**Request:**
Transcribe the material verbatim in full; the pictures do not belong in the copy.

Start of Dataset extract

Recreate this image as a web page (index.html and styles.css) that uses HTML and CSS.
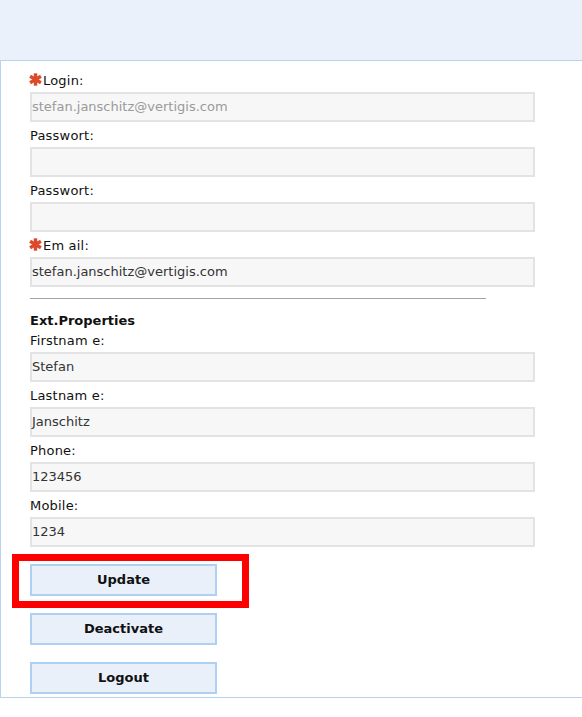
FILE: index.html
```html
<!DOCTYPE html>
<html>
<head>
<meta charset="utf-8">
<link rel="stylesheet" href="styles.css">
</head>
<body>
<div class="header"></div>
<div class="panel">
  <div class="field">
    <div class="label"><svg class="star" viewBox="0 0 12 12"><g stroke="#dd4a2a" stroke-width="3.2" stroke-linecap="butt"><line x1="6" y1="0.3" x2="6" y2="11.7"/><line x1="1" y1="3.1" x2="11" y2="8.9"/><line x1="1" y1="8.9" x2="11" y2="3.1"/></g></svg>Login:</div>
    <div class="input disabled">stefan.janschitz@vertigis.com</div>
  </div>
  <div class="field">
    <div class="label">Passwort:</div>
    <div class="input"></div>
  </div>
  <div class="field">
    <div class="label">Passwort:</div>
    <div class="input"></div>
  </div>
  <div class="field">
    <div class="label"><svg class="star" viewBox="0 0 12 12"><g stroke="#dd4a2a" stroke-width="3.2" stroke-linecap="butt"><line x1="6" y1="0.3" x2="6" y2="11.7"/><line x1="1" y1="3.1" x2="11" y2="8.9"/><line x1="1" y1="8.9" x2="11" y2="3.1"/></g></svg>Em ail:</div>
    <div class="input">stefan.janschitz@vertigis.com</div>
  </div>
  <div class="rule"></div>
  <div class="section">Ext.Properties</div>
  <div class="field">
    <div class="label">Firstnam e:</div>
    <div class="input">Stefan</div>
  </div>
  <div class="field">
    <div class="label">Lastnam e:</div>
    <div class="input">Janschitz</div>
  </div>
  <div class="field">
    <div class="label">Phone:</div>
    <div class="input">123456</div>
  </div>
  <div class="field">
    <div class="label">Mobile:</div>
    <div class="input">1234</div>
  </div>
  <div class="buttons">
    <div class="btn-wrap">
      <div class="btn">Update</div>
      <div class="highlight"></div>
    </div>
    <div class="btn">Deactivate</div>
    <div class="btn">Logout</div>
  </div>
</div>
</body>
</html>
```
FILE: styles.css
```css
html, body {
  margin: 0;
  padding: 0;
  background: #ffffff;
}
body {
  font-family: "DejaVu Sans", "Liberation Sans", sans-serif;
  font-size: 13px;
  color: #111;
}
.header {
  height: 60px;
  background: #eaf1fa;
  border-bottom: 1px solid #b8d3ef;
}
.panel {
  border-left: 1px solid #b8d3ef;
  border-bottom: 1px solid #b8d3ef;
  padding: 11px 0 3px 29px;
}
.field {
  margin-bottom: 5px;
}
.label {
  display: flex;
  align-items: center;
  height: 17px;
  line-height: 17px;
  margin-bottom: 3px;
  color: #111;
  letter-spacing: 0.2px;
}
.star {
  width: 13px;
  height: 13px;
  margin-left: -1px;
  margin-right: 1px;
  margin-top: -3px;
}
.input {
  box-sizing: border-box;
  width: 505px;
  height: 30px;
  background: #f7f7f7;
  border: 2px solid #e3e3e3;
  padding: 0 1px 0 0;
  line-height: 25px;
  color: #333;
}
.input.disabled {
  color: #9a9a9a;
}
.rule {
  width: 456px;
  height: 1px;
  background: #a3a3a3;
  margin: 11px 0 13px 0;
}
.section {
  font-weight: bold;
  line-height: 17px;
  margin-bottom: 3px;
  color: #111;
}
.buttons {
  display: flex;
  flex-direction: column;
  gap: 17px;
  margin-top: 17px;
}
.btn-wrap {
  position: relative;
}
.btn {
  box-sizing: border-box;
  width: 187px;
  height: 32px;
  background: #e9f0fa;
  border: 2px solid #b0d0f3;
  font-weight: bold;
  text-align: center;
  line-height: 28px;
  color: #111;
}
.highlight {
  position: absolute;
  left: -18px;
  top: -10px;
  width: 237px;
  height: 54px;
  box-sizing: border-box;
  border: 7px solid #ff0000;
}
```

End of Dataset extract

**Solution to this problem:**
Recreate this image as a web page (index.html and styles.css) that uses HTML and CSS.
FILE: index.html
```html
<!DOCTYPE html>
<html>
<head>
<meta charset="utf-8">
<link rel="stylesheet" href="styles.css">
</head>
<body>
<div class="header"></div>
<div class="panel">
  <div class="field">
    <div class="label"><svg class="star" viewBox="0 0 12 12"><g stroke="#dd4a2a" stroke-width="3.2" stroke-linecap="butt"><line x1="6" y1="0.3" x2="6" y2="11.7"/><line x1="1" y1="3.1" x2="11" y2="8.9"/><line x1="1" y1="8.9" x2="11" y2="3.1"/></g></svg>Login:</div>
    <div class="input disabled">stefan.janschitz@vertigis.com</div>
  </div>
  <div class="field">
    <div class="label">Passwort:</div>
    <div class="input"></div>
  </div>
  <div class="field">
    <div class="label">Passwort:</div>
    <div class="input"></div>
  </div>
  <div class="field">
    <div class="label"><svg class="star" viewBox="0 0 12 12"><g stroke="#dd4a2a" stroke-width="3.2" stroke-linecap="butt"><line x1="6" y1="0.3" x2="6" y2="11.7"/><line x1="1" y1="3.1" x2="11" y2="8.9"/><line x1="1" y1="8.9" x2="11" y2="3.1"/></g></svg>Em ail:</div>
    <div class="input">stefan.janschitz@vertigis.com</div>
  </div>
  <div class="rule"></div>
  <div class="section">Ext.Properties</div>
  <div class="field">
    <div class="label">Firstnam e:</div>
    <div class="input">Stefan</div>
  </div>
  <div class="field">
    <div class="label">Lastnam e:</div>
    <div class="input">Janschitz</div>
  </div>
  <div class="field">
    <div class="label">Phone:</div>
    <div class="input">123456</div>
  </div>
  <div class="field">
    <div class="label">Mobile:</div>
    <div class="input">1234</div>
  </div>
  <div class="buttons">
    <div class="btn-wrap">
      <div class="btn">Update</div>
      <div class="highlight"></div>
    </div>
    <div class="btn">Deactivate</div>
    <div class="btn">Logout</div>
  </div>
</div>
</body>
</html>
```
FILE: styles.css
```css
html, body {
  margin: 0;
  padding: 0;
  background: #ffffff;
}
body {
  font-family: "DejaVu Sans", "Liberation Sans", sans-serif;
  font-size: 13px;
  color: #111;
}
.header {
  height: 60px;
  background: #eaf1fa;
  border-bottom: 1px solid #b8d3ef;
}
.panel {
  border-left: 1px solid #b8d3ef;
  border-bottom: 1px solid #b8d3ef;
  padding: 11px 0 3px 29px;
}
.field {
  margin-bottom: 5px;
}
.label {
  display: flex;
  align-items: center;
  height: 17px;
  line-height: 17px;
  margin-bottom: 3px;
  color: #111;
  letter-spacing: 0.2px;
}
.star {
  width: 13px;
  height: 13px;
  margin-left: -1px;
  margin-right: 1px;
  margin-top: -3px;
}
.input {
  box-sizing: border-box;
  width: 505px;
  height: 30px;
  background: #f7f7f7;
  border: 2px solid #e3e3e3;
  padding: 0 1px 0 0;
  line-height: 25px;
  color: #333;
}
.input.disabled {
  color: #9a9a9a;
}
.rule {
  width: 456px;
  height: 1px;
  background: #a3a3a3;
  margin: 11px 0 13px 0;
}
.section {
  font-weight: bold;
  line-height: 17px;
  margin-bottom: 3px;
  color: #111;
}
.buttons {
  display: flex;
  flex-direction: column;
  gap: 17px;
  margin-top: 17px;
}
.btn-wrap {
  position: relative;
}
.btn {
  box-sizing: border-box;
  width: 187px;
  height: 32px;
  background: #e9f0fa;
  border: 2px solid #b0d0f3;
  font-weight: bold;
  text-align: center;
  line-height: 28px;
  color: #111;
}
.highlight {
  position: absolute;
  left: -18px;
  top: -10px;
  width: 237px;
  height: 54px;
  box-sizing: border-box;
  border: 7px solid #ff0000;
}
```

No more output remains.